The matrices are split rows wise. This means one node gets the top part another the middle and the last the bottom part:
______ ______ ______ | | [__A1__] | | | A | -- calc.Set('A',A) -> [__A2__] -- calc.Collect('A') -> | A | |______| [__A3__] |______|
Most simpler calculations can be done with partial matrices:
_______ _______ _________ [_A1____] [_B1____] [_A1_+_B1_] [_A2____] +- [_B2____] = [_A2_+_B2_] [_A3____] [_B3____] [_A3_+_B3_]
For multiplication the matrix B must be collected on one side:
_______ _______ ________ [_A1____] [_B1____] [A1] * B [_A1_*_B_] [_A2____] * [_B2____] = [A2] * B = [_A2_*_B_] [_A3____] [_B3____] [A3] * B [_A3_*_B_]
There is an optimization for sending that content to the specific node that it only needs (x- shows where A contains value ):
_______ _______ ________ [_xx____] [_B1____] [A1] * ( B1 ) = [_A1_*_B_] [___xx__] * [_B2____] = [A2] * ( B2 ) = [_A2_*_B_] [_x____x] [_B3____] [A3] * ( B1 & B3 ) = [_A3_*_B_]
This saves us some communication.
The basic structure of the Calculator and CalculatorNode-s is. There is one Calculator instance and multiple CalculatorNode-s.
Calculators purpose is to pass commands to CalculatorNodes and distribute and collect data.
Each CalculatorNode holds a partial matrix (row wise). This means that each Node holds specific rows, this is determined in the Setup of Calculator.
First step for setting up a new operation is to add a new tag in the beginning of calculator.py. Let's add OP_MAGIC to complex commands.
The tg() function ensures that each command gets an unique id.
Next step is to add appropriate function to Calculator. We will add this to the end of the class:
def Magic(self, r, a, s): """ Does some magic with a and s, stores the result in r """ ras = self.ras(r, a, s) self.Do(ras, OP_MAGIC)
The convention for commands that generate a new matrix or result is to give a new place to store the result. This means we get greater flexibility how we can use the commands.
"self.ras(r,a,s)" command converts matrix names 'r', 'a' to ids. This is just a convenience function. This also checks whether 'a' exists already. There are some similar commands: ras - result, matrix, scalar; rab - result, matrix, matrix; ra - result, matrix.
"self.Do()" sends the command to all Nodes.
Now we need to capture the command on the Nodes.
First we'll add redirection for this command in CalculatorNode.loop:
ops = { ... OP_DOT : self._dot, OP_MEX : self._mex, # complex commands OP_PREPARE_PAGERANK : self._prepare_pagerank, OP_MAGIC : self._magic, }
This translates the tag into a function "_magic". Also add this function just before the header for main loops:
def _magic(self, data): r, a, b = data self.Magic(r, a, b)

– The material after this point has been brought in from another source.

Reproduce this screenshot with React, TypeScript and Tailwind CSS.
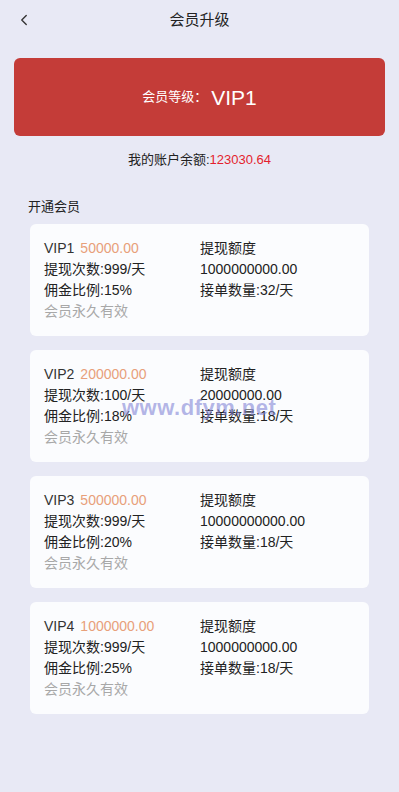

This "_" prefixed functions unpack the input data and translate them to their respective values. Now we also need to add "Magic" function:
def Magic(self, result, a, value): A = self.get(a) A = (A + value) * value self.set(r, A)
The "self.get(a)" gets the respective partial matrix from matrix list. Then we do some magic calculations with it and store the result with "self.set(r, A)".
Now we can execute the new computation.
Let's also add some internal node calculation here.
Add a new internal operation tag "_OP_MAGIC". Also let's modify Magic function:
def Magic(self, result, a, value): A = self.get(a) A = A + value value = value + A[0,0] newvalue = self.comm.sendrecv( value, self.left, _OP_MAGIC, None, self.right, _OP_MAGIC ) A = A * newvalue self.set(r, A)
Nodes have been automatically setup on a circle and "self.left", "self.right" store the appropriate neighbor node ids. We have to use sendrecv or non blocking calls as we don't want our program to run into a deadlock.